Work required –
Nothing outside the lines from the one containing "Reproduce this table" down to the one containing "60, 62, 64];" belongs in the copy; print that span exactly, both ends included, with pictures removed.
+++ Records shown +++
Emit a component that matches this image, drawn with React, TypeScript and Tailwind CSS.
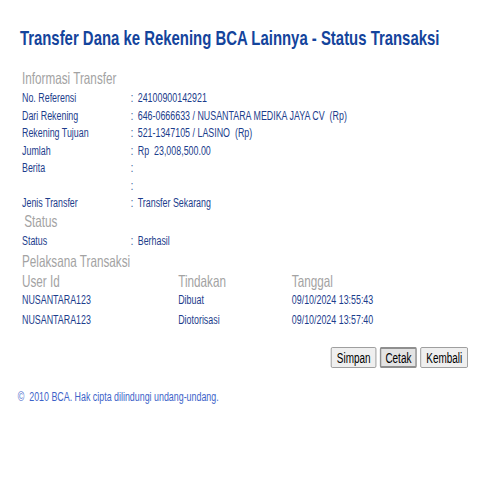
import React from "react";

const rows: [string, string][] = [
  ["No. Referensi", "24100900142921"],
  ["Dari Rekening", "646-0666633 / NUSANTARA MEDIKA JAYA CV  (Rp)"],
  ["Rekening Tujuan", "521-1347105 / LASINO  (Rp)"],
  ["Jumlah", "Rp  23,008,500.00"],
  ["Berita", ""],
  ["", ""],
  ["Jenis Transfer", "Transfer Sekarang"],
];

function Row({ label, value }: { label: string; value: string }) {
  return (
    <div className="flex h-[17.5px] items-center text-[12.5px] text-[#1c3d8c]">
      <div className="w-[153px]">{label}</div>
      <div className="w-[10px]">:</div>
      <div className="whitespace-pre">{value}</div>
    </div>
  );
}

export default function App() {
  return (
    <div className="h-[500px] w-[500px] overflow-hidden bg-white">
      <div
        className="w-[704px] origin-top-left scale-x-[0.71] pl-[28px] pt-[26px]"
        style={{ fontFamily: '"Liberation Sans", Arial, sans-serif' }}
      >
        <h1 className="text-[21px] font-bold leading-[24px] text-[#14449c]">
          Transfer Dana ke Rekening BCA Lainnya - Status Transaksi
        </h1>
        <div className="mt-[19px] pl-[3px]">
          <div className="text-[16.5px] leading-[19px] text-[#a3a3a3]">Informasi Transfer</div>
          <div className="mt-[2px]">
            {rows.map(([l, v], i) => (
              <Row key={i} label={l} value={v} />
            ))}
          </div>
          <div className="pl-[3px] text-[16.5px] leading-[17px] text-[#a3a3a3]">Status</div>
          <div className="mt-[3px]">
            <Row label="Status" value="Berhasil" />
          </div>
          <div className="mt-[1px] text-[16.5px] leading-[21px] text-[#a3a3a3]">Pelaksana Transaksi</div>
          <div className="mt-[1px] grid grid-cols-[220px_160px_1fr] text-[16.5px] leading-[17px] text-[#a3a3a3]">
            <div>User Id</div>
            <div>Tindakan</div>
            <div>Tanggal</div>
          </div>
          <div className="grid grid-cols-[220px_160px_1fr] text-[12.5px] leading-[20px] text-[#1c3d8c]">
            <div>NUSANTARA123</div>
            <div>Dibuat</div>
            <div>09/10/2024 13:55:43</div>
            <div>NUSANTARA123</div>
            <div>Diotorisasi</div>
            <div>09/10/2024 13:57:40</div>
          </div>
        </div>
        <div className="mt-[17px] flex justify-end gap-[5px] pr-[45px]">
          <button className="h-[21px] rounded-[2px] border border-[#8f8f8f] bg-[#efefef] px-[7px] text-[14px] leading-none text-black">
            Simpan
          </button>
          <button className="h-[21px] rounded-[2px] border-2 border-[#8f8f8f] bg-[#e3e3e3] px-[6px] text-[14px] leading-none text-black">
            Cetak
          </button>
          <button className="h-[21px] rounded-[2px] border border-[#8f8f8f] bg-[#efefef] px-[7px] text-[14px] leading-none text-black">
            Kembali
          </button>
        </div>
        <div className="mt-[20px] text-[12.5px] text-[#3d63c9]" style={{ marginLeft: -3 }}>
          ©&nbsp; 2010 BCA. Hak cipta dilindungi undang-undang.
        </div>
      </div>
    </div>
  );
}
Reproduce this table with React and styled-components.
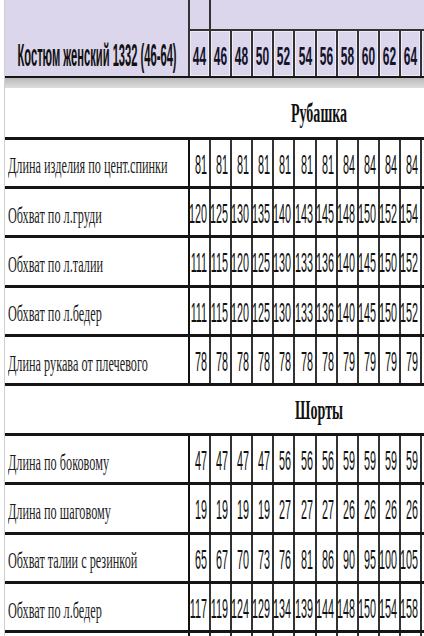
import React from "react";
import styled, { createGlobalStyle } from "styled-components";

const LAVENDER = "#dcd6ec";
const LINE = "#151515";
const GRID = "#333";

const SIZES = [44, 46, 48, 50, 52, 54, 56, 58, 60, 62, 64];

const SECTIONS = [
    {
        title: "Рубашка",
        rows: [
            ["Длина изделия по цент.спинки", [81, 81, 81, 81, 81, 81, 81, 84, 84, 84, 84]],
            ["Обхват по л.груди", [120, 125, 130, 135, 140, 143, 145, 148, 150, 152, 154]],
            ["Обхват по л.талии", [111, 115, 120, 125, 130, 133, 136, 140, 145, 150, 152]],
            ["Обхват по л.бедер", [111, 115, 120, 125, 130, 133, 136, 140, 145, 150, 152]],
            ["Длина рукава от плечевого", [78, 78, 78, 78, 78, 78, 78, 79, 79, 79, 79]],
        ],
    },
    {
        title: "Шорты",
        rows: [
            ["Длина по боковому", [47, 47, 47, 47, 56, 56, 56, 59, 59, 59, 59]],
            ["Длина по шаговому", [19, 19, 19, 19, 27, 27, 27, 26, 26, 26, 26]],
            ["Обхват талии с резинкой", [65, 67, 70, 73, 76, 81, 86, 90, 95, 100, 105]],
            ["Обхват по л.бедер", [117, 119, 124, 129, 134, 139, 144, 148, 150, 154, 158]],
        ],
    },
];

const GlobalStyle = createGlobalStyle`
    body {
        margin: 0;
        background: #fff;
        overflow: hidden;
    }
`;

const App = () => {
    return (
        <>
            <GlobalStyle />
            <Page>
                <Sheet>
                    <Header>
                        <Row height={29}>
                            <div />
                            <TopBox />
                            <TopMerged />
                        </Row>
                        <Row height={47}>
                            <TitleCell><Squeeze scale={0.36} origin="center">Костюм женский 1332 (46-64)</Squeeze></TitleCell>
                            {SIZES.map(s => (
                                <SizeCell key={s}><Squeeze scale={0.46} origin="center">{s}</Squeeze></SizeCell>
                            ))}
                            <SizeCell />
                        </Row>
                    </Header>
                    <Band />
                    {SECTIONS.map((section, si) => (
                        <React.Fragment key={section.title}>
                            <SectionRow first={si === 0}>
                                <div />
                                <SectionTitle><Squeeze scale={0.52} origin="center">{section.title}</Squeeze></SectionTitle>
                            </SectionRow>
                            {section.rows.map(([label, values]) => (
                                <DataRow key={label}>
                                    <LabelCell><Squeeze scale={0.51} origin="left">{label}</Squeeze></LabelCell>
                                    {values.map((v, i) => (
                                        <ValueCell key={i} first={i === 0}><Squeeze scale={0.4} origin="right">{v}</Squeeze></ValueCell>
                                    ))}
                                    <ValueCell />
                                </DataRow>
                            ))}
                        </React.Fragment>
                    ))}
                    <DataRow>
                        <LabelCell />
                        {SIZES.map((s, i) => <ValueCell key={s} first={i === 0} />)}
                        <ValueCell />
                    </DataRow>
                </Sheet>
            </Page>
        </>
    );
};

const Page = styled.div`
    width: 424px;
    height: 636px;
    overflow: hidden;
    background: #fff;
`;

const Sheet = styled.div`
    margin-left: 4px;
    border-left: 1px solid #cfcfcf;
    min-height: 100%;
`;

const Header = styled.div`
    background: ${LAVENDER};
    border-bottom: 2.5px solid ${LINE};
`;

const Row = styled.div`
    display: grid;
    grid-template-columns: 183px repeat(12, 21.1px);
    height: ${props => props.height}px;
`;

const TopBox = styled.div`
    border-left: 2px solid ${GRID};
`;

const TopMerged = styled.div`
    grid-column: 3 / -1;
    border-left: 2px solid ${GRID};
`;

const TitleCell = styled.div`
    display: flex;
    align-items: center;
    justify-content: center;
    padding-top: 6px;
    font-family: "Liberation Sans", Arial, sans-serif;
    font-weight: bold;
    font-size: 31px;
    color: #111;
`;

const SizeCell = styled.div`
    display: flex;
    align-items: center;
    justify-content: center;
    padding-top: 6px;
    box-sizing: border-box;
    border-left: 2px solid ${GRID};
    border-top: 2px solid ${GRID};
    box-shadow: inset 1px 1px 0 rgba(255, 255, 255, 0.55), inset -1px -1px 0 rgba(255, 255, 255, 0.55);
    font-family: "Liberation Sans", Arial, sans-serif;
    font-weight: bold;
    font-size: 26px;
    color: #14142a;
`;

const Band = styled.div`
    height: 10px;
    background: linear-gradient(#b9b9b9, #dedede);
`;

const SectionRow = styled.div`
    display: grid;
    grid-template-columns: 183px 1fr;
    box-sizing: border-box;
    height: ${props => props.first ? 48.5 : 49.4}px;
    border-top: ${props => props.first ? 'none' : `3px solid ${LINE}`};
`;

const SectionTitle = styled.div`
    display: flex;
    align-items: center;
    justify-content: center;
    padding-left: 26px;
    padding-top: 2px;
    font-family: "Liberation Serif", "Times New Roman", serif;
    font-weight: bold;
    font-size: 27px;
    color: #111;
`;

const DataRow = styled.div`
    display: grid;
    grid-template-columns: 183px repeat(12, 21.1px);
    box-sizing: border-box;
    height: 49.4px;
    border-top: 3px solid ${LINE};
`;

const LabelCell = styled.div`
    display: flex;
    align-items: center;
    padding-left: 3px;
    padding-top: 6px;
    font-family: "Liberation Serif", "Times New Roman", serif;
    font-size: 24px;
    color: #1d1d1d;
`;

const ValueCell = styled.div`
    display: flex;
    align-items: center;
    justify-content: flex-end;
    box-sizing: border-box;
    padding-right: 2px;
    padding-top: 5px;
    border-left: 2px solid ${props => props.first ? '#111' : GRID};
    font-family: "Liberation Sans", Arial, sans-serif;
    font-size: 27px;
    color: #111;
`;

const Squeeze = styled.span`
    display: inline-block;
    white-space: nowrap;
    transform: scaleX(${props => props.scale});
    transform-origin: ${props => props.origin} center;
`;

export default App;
+++
Task result –
Reproduce this table with React and styled-components.
import React from "react";
import styled, { createGlobalStyle } from "styled-components";

const LAVENDER = "#dcd6ec";
const LINE = "#151515";
const GRID = "#333";

const SIZES = [44, 46, 48, 50, 52, 54, 56, 58, 60, 62, 64];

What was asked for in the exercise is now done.